What you need to do>
Each entry must be given again exactly; images do not belong in the copy.

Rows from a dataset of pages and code
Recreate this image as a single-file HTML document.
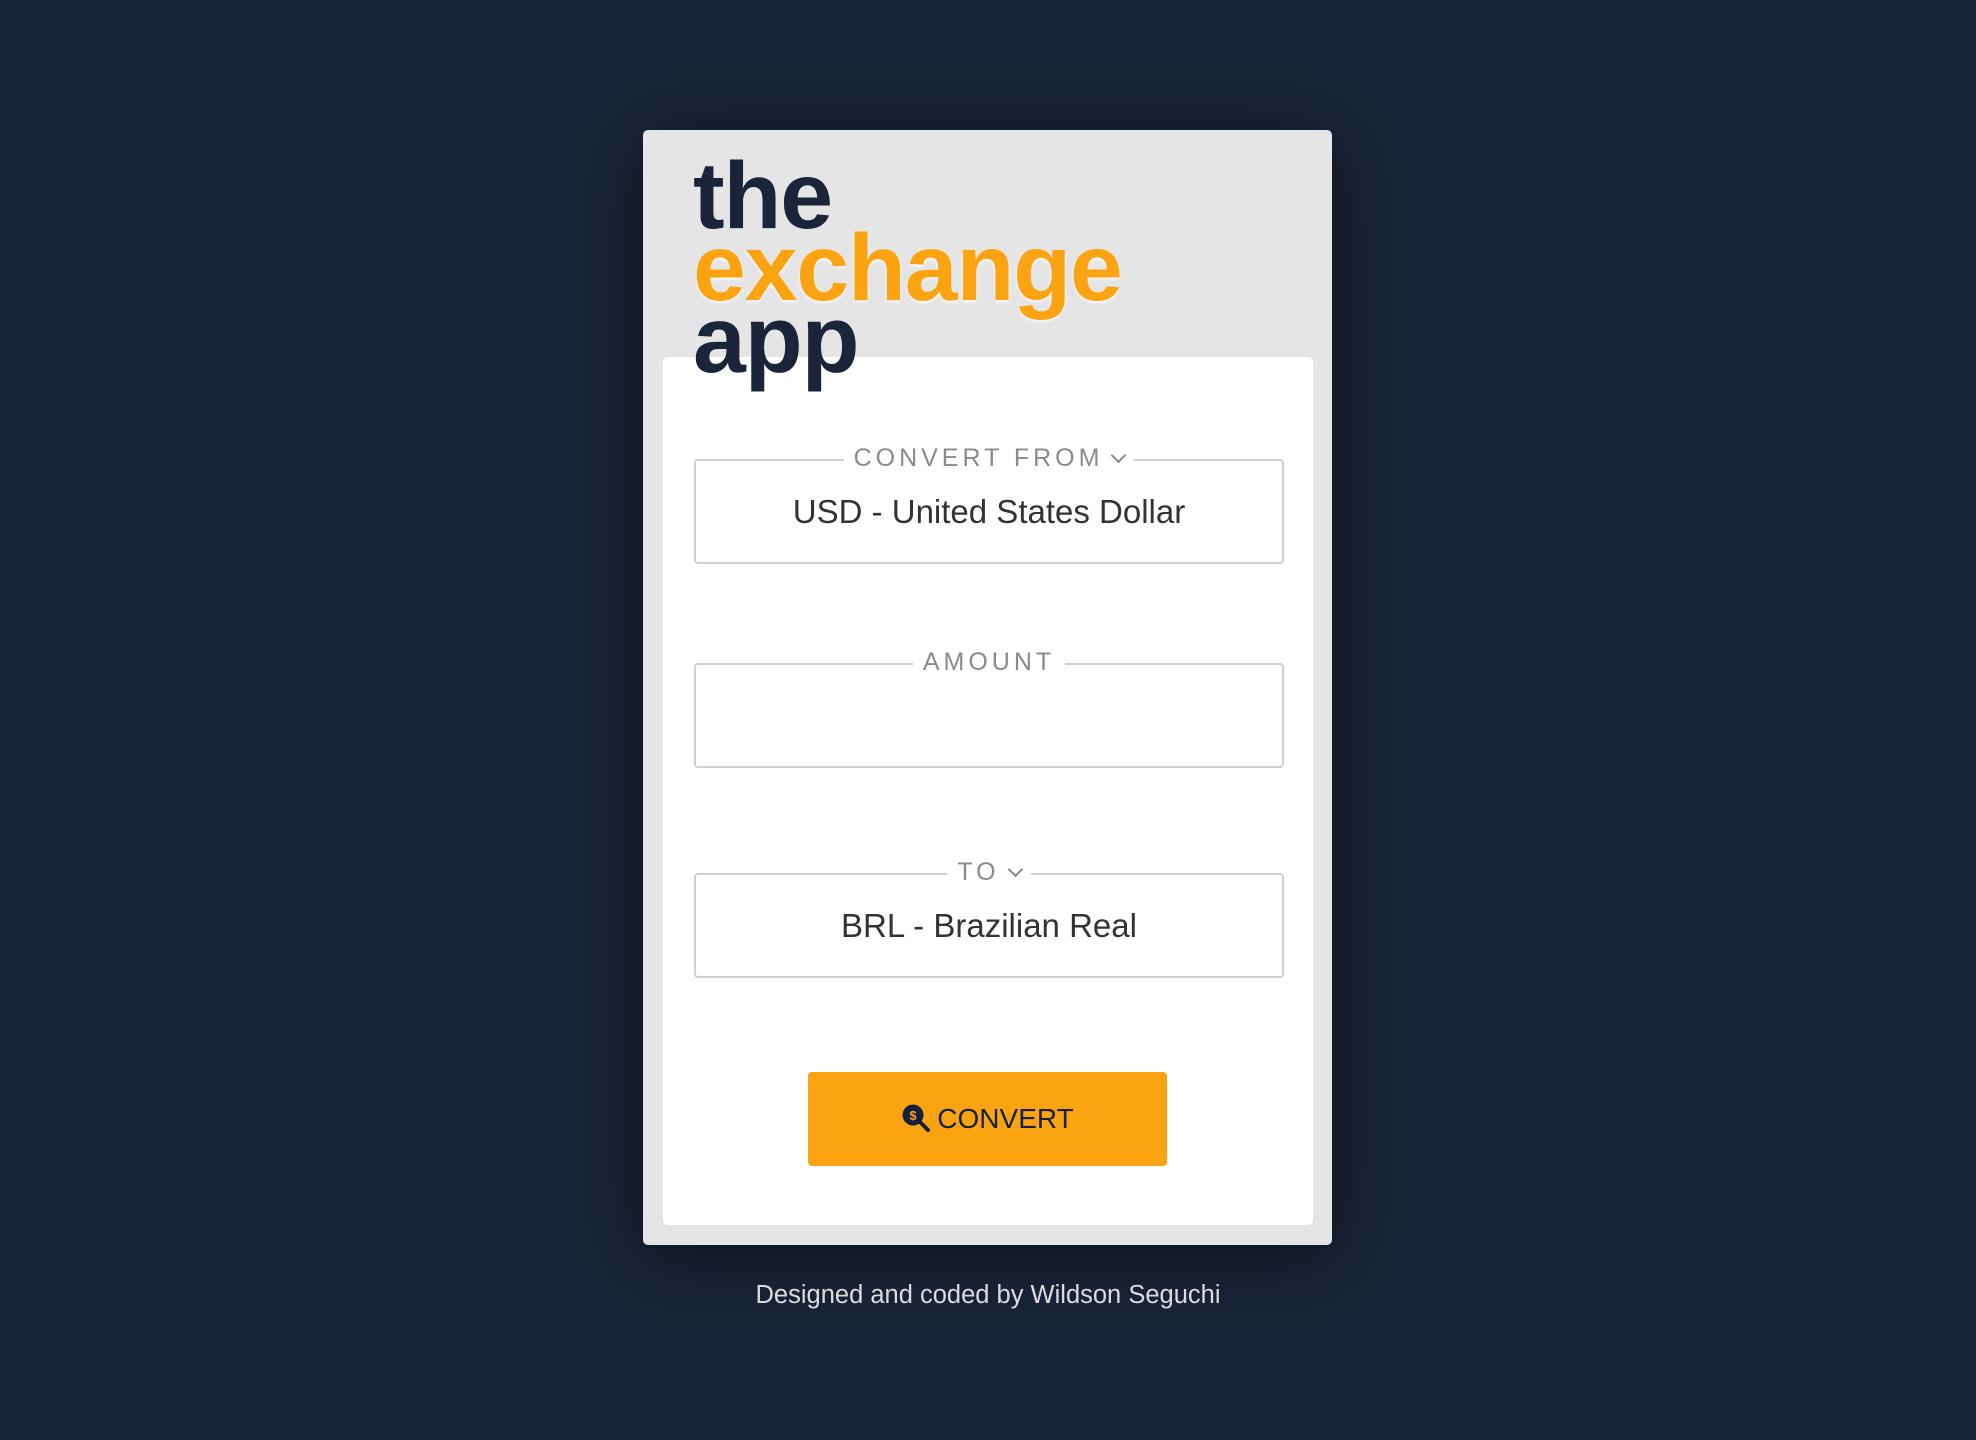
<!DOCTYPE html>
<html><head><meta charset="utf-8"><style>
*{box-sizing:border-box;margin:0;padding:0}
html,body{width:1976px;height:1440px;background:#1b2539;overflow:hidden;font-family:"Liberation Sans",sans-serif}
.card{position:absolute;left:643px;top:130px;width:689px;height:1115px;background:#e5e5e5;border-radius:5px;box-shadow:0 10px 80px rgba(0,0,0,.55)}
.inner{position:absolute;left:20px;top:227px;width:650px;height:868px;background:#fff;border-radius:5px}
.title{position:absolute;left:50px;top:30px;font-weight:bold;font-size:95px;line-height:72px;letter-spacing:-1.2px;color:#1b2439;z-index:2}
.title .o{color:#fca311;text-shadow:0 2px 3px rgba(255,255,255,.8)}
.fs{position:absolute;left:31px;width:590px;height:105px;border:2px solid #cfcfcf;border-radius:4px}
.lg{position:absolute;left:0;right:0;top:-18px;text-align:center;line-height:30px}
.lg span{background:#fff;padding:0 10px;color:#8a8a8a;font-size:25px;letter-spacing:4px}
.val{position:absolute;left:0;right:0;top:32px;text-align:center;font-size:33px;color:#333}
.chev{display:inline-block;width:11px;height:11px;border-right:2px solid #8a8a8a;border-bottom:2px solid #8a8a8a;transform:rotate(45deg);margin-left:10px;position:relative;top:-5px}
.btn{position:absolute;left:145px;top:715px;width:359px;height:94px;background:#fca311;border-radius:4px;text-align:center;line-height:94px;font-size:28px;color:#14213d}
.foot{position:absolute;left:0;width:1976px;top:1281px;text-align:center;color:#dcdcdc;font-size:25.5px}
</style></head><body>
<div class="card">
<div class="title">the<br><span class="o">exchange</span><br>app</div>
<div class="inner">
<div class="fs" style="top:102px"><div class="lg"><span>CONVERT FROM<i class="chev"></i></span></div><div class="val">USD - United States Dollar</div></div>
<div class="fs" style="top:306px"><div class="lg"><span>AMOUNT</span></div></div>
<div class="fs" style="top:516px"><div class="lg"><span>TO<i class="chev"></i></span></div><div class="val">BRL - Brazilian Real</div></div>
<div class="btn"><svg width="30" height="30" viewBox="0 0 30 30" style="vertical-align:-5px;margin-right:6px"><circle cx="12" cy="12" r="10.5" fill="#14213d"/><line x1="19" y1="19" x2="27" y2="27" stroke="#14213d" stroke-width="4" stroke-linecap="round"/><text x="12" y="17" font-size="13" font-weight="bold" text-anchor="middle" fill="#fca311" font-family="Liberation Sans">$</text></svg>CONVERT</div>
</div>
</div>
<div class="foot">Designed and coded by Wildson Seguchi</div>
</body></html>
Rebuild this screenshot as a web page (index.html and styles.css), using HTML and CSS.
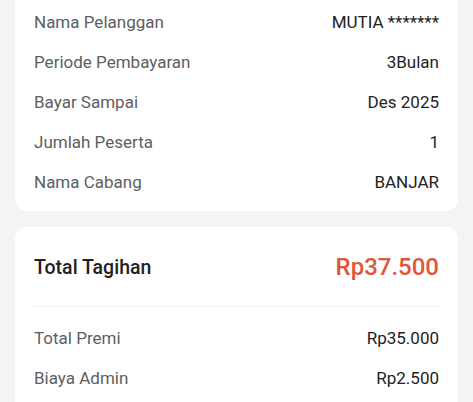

The answer>
Recreate this image as a single-file HTML document.
<!DOCTYPE html>
<html><head><meta charset="utf-8"><style>
*{box-sizing:border-box;margin:0;padding:0}
html,body{width:1976px;height:1440px;background:#1b2539;overflow:hidden;font-family:"Liberation Sans",sans-serif}
.card{position:absolute;left:643px;top:130px;width:689px;height:1115px;background:#e5e5e5;border-radius:5px;box-shadow:0 10px 80px rgba(0,0,0,.55)}
.inner{position:absolute;left:20px;top:227px;width:650px;height:868px;background:#fff;border-radius:5px}
.title{position:absolute;left:50px;top:30px;font-weight:bold;font-size:95px;line-height:72px;letter-spacing:-1.2px;color:#1b2439;z-index:2}
.title .o{color:#fca311;text-shadow:0 2px 3px rgba(255,255,255,.8)}
.fs{position:absolute;left:31px;width:590px;height:105px;border:2px solid #cfcfcf;border-radius:4px}
.lg{position:absolute;left:0;right:0;top:-18px;text-align:center;line-height:30px}
.lg span{background:#fff;padding:0 10px;color:#8a8a8a;font-size:25px;letter-spacing:4px}
.val{position:absolute;left:0;right:0;top:32px;text-align:center;font-size:33px;color:#333}
.chev{display:inline-block;width:11px;height:11px;border-right:2px solid #8a8a8a;border-bottom:2px solid #8a8a8a;transform:rotate(45deg);margin-left:10px;position:relative;top:-5px}
.btn{position:absolute;left:145px;top:715px;width:359px;height:94px;background:#fca311;border-radius:4px;text-align:center;line-height:94px;font-size:28px;color:#14213d}
.foot{position:absolute;left:0;width:1976px;top:1281px;text-align:center;color:#dcdcdc;font-size:25.5px}
</style></head><body>
<div class="card">
<div class="title">the<br><span class="o">exchange</span><br>app</div>
<div class="inner">
<div class="fs" style="top:102px"><div class="lg"><span>CONVERT FROM<i class="chev"></i></span></div><div class="val">USD - United States Dollar</div></div>
<div class="fs" style="top:306px"><div class="lg"><span>AMOUNT</span></div></div>
<div class="fs" style="top:516px"><div class="lg"><span>TO<i class="chev"></i></span></div><div class="val">BRL - Brazilian Real</div></div>
<div class="btn"><svg width="30" height="30" viewBox="0 0 30 30" style="vertical-align:-5px;margin-right:6px"><circle cx="12" cy="12" r="10.5" fill="#14213d"/><line x1="19" y1="19" x2="27" y2="27" stroke="#14213d" stroke-width="4" stroke-linecap="round"/><text x="12" y="17" font-size="13" font-weight="bold" text-anchor="middle" fill="#fca311" font-family="Liberation Sans">$</text></svg>CONVERT</div>
</div>
</div>
<div class="foot">Designed and coded by Wildson Seguchi</div>
</body></html>
Rebuild this screenshot as a web page (index.html and styles.css), using HTML and CSS.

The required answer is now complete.